Rumors as to its current status persist, and though the name may have changed, the players are the same. Or so it is rumored. (It may also now be known as the Special Activities Center or SAC, as opposed to JSOG, SOG, or the CIA’s “SAD” Special Activities Division, which was also disbanded, or never existed.)
(NOTE: Recently, April, 2021, during an MSNBC interview, a former National Security Advisor who was present and involved with Operation “Jeronimo”, SAid on air, that the group tasked with the actual planning of the mission was JSOG.)
The original “hypothetical” JSOG from the 1980s, was the brain child of a warped mind who use to head Naval Intelligence, went on to head the NSA, and then to a directorship in the CIA. (He was also the only former still living head of an American Intelligence Agency that did not sign a letter condemning then President Trumps collusion with Russia.)
But none of that is important. What is important, is they wouldn’t let me publish. Though I can resubmit it in 2024. Given the opening hook was about a global pandemic centered in Wuhan China and how the global powers and survivors dealt with the aftermath, I am not encouraged.
Fast forward to 2007, a decade later and having only partially gotten over my mad. I began writing again. This time focusing on what would have come after such a devastating plague. I laid it all out in logical (to me at least) progressions leading to the time of the Bifrost Saga, 2369.
Add in time for a house being destroyed three times, raising a family, an economic collapse, and four years helplessly watching the rise of American fascisms, and I am running a bit late on finishing it.

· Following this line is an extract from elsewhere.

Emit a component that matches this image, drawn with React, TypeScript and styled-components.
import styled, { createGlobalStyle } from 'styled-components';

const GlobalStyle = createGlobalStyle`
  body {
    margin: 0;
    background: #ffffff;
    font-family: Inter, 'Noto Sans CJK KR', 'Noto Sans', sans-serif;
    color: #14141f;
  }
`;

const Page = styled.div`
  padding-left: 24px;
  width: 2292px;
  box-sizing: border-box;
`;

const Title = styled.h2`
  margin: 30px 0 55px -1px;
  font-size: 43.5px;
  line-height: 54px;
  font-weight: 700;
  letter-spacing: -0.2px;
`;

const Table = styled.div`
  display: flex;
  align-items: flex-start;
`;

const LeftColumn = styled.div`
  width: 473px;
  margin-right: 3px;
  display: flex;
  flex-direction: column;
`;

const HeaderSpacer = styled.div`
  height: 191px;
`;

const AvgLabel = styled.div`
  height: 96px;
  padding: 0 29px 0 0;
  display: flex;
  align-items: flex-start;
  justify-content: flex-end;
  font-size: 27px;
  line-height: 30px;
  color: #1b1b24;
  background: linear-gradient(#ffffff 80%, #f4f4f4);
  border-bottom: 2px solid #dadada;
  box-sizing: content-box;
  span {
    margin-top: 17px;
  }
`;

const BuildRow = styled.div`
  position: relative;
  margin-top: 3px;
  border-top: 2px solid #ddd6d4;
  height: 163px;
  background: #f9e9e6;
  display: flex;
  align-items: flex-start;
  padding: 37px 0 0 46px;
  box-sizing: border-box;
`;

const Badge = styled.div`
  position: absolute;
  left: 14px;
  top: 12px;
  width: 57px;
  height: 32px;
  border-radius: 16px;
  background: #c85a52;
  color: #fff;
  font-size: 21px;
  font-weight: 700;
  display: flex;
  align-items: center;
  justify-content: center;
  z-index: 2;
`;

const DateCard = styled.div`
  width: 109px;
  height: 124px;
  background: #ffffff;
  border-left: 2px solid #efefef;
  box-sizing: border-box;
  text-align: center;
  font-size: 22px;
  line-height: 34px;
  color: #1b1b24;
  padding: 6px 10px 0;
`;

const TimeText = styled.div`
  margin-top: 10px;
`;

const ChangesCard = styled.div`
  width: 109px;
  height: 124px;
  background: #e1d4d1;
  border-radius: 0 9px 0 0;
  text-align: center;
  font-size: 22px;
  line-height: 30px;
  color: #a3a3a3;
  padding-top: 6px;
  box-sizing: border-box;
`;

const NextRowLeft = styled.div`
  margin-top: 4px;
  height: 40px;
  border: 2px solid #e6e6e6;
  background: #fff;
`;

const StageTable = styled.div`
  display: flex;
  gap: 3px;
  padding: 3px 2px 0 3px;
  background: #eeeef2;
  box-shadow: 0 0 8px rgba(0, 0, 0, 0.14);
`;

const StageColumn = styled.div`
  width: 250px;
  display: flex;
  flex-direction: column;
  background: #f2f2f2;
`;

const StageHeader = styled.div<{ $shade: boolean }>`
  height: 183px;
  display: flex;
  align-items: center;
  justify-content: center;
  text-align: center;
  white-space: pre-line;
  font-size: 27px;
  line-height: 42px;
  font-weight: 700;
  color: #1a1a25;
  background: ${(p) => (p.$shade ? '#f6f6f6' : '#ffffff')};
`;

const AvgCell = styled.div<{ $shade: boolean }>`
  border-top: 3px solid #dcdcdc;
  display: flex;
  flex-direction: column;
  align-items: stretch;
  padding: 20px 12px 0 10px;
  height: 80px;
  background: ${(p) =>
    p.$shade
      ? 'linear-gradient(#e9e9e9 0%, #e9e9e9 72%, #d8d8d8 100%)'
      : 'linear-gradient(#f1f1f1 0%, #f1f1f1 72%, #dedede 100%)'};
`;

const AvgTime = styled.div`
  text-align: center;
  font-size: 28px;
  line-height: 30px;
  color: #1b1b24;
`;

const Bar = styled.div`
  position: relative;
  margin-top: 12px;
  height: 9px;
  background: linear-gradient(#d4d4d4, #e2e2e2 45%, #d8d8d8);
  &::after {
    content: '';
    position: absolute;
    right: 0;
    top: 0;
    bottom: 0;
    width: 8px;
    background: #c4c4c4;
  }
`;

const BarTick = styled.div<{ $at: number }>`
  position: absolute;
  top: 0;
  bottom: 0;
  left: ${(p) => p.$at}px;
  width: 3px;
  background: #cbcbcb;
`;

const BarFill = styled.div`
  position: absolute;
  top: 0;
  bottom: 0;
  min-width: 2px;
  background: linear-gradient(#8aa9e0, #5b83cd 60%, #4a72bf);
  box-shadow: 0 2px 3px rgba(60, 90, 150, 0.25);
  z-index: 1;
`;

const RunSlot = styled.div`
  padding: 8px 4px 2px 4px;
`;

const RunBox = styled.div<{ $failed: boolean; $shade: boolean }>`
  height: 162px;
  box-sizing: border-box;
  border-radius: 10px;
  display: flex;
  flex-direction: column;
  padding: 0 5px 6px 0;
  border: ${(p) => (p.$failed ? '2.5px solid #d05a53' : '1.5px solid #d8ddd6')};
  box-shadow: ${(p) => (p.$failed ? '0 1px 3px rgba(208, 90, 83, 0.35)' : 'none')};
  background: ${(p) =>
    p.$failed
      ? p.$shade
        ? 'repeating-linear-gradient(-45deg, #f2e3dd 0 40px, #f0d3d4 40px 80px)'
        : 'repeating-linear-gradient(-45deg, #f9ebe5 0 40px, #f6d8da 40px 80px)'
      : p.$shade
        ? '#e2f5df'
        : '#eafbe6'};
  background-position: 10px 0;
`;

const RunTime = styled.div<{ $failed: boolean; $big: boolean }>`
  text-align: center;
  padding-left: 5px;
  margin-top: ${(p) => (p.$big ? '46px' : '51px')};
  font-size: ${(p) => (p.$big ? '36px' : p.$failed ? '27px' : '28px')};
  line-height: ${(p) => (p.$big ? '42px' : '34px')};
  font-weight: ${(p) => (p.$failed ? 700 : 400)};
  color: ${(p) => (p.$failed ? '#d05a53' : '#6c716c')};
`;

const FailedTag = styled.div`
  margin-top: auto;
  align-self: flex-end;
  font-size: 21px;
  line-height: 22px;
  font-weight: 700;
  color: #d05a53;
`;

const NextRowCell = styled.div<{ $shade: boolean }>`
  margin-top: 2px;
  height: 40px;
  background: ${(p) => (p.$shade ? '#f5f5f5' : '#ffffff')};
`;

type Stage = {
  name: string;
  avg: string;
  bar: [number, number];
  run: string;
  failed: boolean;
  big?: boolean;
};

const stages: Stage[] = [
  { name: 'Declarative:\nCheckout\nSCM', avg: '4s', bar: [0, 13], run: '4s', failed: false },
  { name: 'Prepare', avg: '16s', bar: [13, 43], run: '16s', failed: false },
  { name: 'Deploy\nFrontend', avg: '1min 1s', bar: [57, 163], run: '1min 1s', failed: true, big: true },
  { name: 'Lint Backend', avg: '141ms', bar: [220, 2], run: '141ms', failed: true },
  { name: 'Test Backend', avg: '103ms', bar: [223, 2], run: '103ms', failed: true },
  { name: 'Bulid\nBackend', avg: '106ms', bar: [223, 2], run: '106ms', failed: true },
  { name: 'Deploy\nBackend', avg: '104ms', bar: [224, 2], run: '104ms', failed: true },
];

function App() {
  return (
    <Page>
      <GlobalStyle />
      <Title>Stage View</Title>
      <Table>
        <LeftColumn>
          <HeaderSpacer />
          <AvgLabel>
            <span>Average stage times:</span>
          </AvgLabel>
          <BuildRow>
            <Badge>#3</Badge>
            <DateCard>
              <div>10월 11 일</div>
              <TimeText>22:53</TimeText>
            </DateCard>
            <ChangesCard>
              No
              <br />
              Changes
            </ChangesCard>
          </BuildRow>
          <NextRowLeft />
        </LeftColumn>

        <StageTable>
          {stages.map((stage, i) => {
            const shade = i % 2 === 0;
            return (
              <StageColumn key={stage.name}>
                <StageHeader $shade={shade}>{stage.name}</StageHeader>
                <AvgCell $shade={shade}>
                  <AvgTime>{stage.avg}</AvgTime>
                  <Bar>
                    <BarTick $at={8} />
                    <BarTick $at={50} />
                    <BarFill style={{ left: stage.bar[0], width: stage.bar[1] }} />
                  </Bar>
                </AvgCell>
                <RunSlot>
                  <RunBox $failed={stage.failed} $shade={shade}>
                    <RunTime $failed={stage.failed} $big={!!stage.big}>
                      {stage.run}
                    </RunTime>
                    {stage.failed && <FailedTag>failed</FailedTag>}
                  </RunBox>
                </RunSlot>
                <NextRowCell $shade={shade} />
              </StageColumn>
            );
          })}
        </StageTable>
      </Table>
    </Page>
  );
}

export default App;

The good news is, I am still working on it and hope to have it done before the fictional date of the start of the pandemic in Dominos.
Air That We Breath
I loved reading Robert Heinlein’s Juveniles, such as Starman Jones, Have Spacesuit will Travel, Between Planets and others.

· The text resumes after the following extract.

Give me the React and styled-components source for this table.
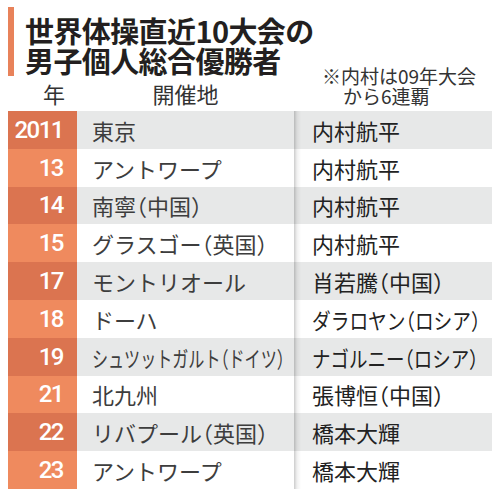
import React from 'react';
import styled, { createGlobalStyle } from 'styled-components';

const results = [
  { year: '2011', venue: '東京', winner: '内村航平' },
  { year: '13', venue: 'アントワープ', winner: '内村航平' },
  { year: '14', venue: '南寧（中国）', winner: '内村航平' },
  { year: '15', venue: 'グラスゴー（英国）', winner: '内村航平' },
  { year: '17', venue: 'モントリオール', winner: '肖若騰（中国）' },
  { year: '18', venue: 'ドーハ', winner: 'ダラロヤン（ロシア）', winnerFit: 0.85 },
  { year: '19', venue: 'シュツットガルト（ドイツ）', venueFit: 0.73, winner: 'ナゴルニー（ロシア）', winnerFit: 0.84 },
  { year: '21', venue: '北九州', winner: '張博恒（中国）' },
  { year: '22', venue: 'リバプール（英国）', winner: '橋本大輝' },
  { year: '23', venue: 'アントワープ', winner: '橋本大輝' },
];

// full-width parens are set half width, as in the newspaper font
const withParens = (text) =>
  text.split(/([（）])/).map((part, i) =>
    part === '（' || part === '）' ? <Paren key={i}>{part}</Paren> : part
  );

const App = () => {
  return (
    <>
      <GlobalStyle />
      <Wrapper>
        <Top>
          <Heading>
            <Bar />
            <Title>
              世界体操直近10大会の
              <br />
              男子個人総合優勝者
            </Title>
          </Heading>
          <ColHead align="right">年</ColHead>
          <ColHead align="center">開催地</ColHead>
          <Note>
            <span>※内村は09年大会</span>
            <span className="second">から6連覇</span>
          </Note>
        </Top>

        <Table>
          {results.map((r, i) => (
            <Row key={r.year} $shaded={i % 2 === 0}>
              <Year $shaded={i % 2 === 0}>{r.year}</Year>
              <Venue>
                <Fit $squeeze={r.venueFit}>{withParens(r.venue)}</Fit>
              </Venue>
              <Winner>
                <Fit $squeeze={r.winnerFit}>{withParens(r.winner)}</Fit>
              </Winner>
            </Row>
          ))}
        </Table>
      </Wrapper>
    </>
  );
};

const GlobalStyle = createGlobalStyle`
  body {
    margin: 0;
    background: #fff;
    font-family: 'Noto Sans CJK JP', 'Noto Sans', sans-serif;
  }
`;

const Wrapper = styled.main`
  width: 500px;
  height: 500px;
  box-sizing: border-box;
  padding: 7px 8px 0;
  overflow: hidden;
`;

const Top = styled.header`
  display: grid;
  grid-template-columns: 69px 217px 1fr;
  grid-template-rows: auto 35px;
`;

const Heading = styled.div`
  grid-column: 1 / -1;
  grid-row: 1;
  display: flex;
  gap: 11px;
`;

const Bar = styled.div`
  width: 6px;
  background: #e8825a;
`;

const Title = styled.h1`
  margin: 0;
  padding: 8px 0 1px;
  font-size: 29px;
  line-height: 30px;
  font-weight: 700;
  color: #231f20;
  letter-spacing: -0.6px;
`;

const ColHead = styled.div`
  grid-row: 2;
  font-size: 22px;
  line-height: 35px;
  color: #333;
  text-align: ${(p) => p.align};
  padding-right: ${(p) => (p.align === 'right' ? '12px' : '0')};
`;

const Note = styled.div`
  grid-column: 3;
  grid-row: 1 / 3;
  align-self: end;
  display: flex;
  flex-direction: column;
  padding: 0 0 5px 28px;
  font-size: 19px;
  line-height: 20px;
  color: #333;

  .second {
    padding-left: 21px;
  }
`;

const Table = styled.section`
  display: flex;
  flex-direction: column;
`;

const Row = styled.div`
  display: grid;
  grid-template-columns: 69px 217px 1fr;
  height: 37.8px;
  background: ${(p) => (p.$shaded ? '#e7e8e8' : '#fff')};
`;

const Year = styled.div`
  background: ${(p) => (p.$shaded ? '#db7450' : '#ef8a5e')};
  color: #fff;
  font-family: Roboto, 'Liberation Sans', sans-serif;
  font-weight: 500;
  font-size: 24px;
  letter-spacing: -1.5px;
  display: flex;
  align-items: center;
  justify-content: flex-end;
  padding-right: 14px;
`;

const Venue = styled.div`
  display: flex;
  align-items: center;
  padding-left: 15px;
  font-size: 22px;
  color: #3d3d3d;
  white-space: nowrap;
`;

const Winner = styled(Venue)`
  padding-left: 18px;
  color: #222;
  background-image: linear-gradient(
    to right,
    rgba(0, 0, 0, 0.2),
    rgba(0, 0, 0, 0.06) 3px,
    rgba(0, 0, 0, 0) 7px
  );
`;

const Fit = styled.span`
  display: inline-block;
  transform-origin: left center;
  transform: scaleX(${(p) => p.$squeeze || 1});
`;

const Paren = styled.span`
  font-feature-settings: 'halt' 1;
`;

export default App;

I have also watched a plethora of almost illiterates juvenile science Fiction come out in the last decade that held no science and was also light on logic, believability, and littered with two dimensional shallow characters.
Now I agree, having been a teenager. There is an argument that many of the species are shallow and illogical, but not all, and that still does not justify the authors lack or logic, or science in the plots they are compiling, nor why Hollywood would purchase and produce them.
I hope this endeavor will live up to my own standards, and also hope to have it out to BETA readers this summer.